With a virtual guarantee of death, rabies is a terrifying disease that is 99% fatal once symptoms develop. Fortunately, post-exposure prophylaxis (PEP) – when given shortly after exposure, before symptoms appear – is almost 100% effective. PEP is a combination of human rabies immunoglobulin and rabies vaccine administered according to the guidelines of the Advisory Committee on Immunization Practices (ACIP).[1,2]
In the United States, rabies exposures largely come from bites from animals, especially wild animals, such as bats, skunks, raccoons, and foxes. Transmission of the rabies virus, a type of lyssavirus, by companion cats and dogs is relatively rare due to the widespread immunization of these animals. However, all mammals, including domestic animals, can contract rabies from wild animals and transmit the infection to humans. A recently released MMWR report highlights important steps for rabies control and underscores the need for a campaign to educate the public about the risk of rabies.
Challenge yourself with these cases, developed by the U.S. Centers for Disease Control and Prevention (CDC), which illustrate key rabies prevention and treatment situations. Would you know what to do?

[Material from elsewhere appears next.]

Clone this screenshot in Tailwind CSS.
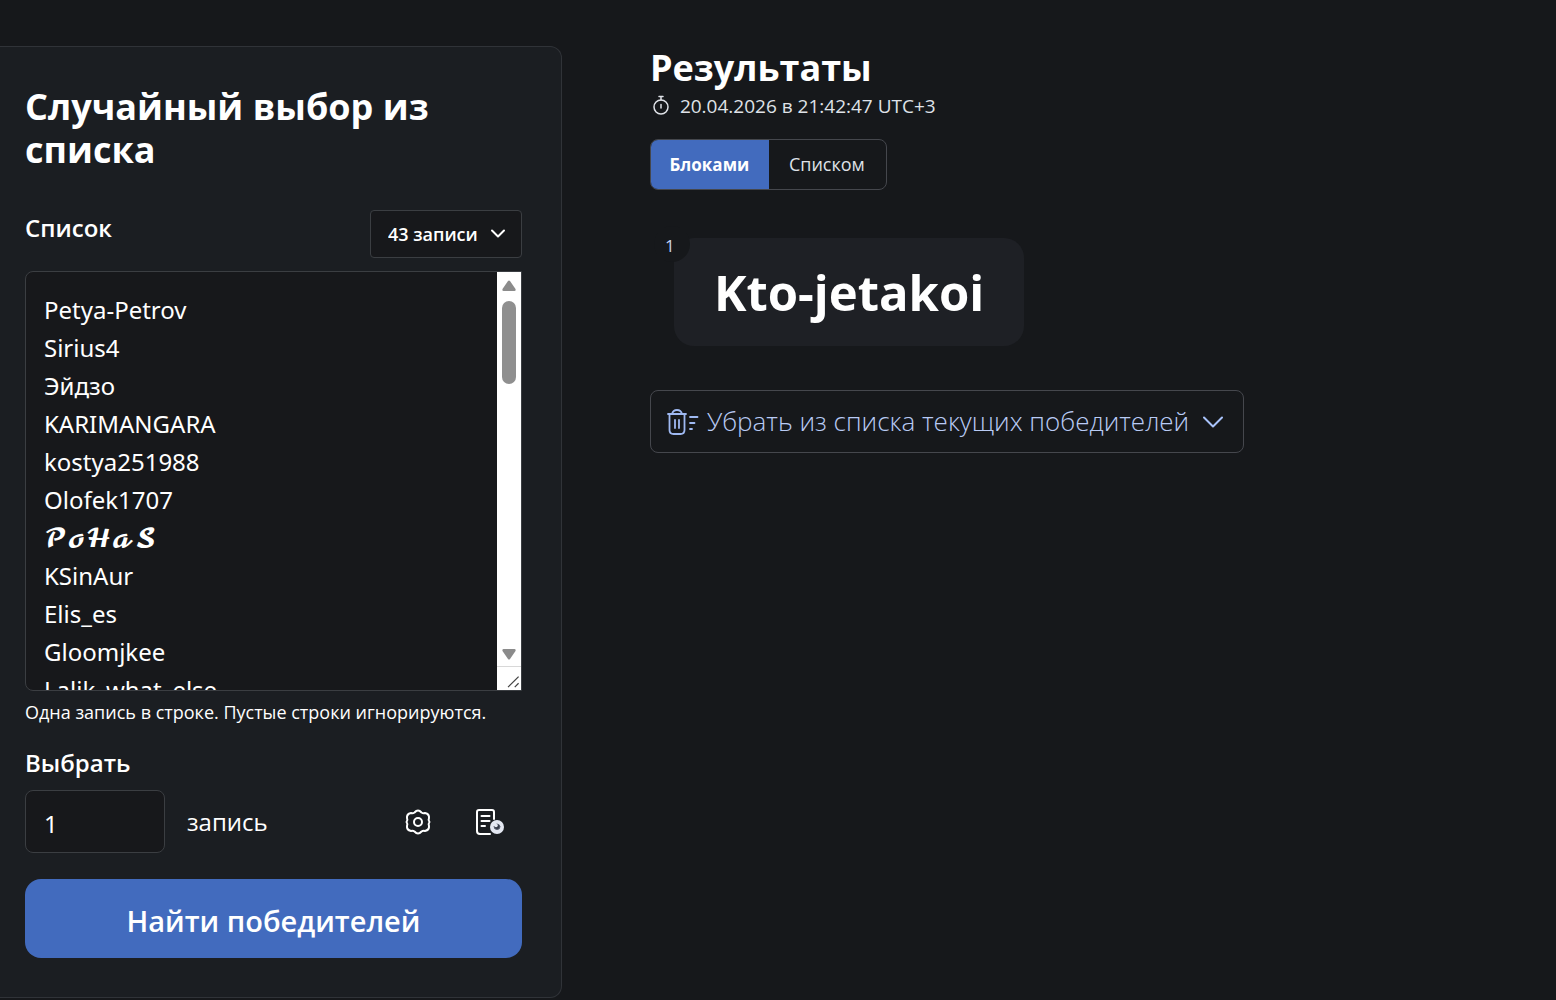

Case 1: A bat in the bedroom
The mother of a 3-year-old boy reports that she found a bat flying in the boy’s room yesterday morning. The mother, conceding that she is “quite panicked”, wants her son to be treated by PEP. She knows that bats can carry rabies and that it is deadly. The child has no apparent bite marks. Unfortunately, the boy’s father captured and released the bat, so it is not available for testing.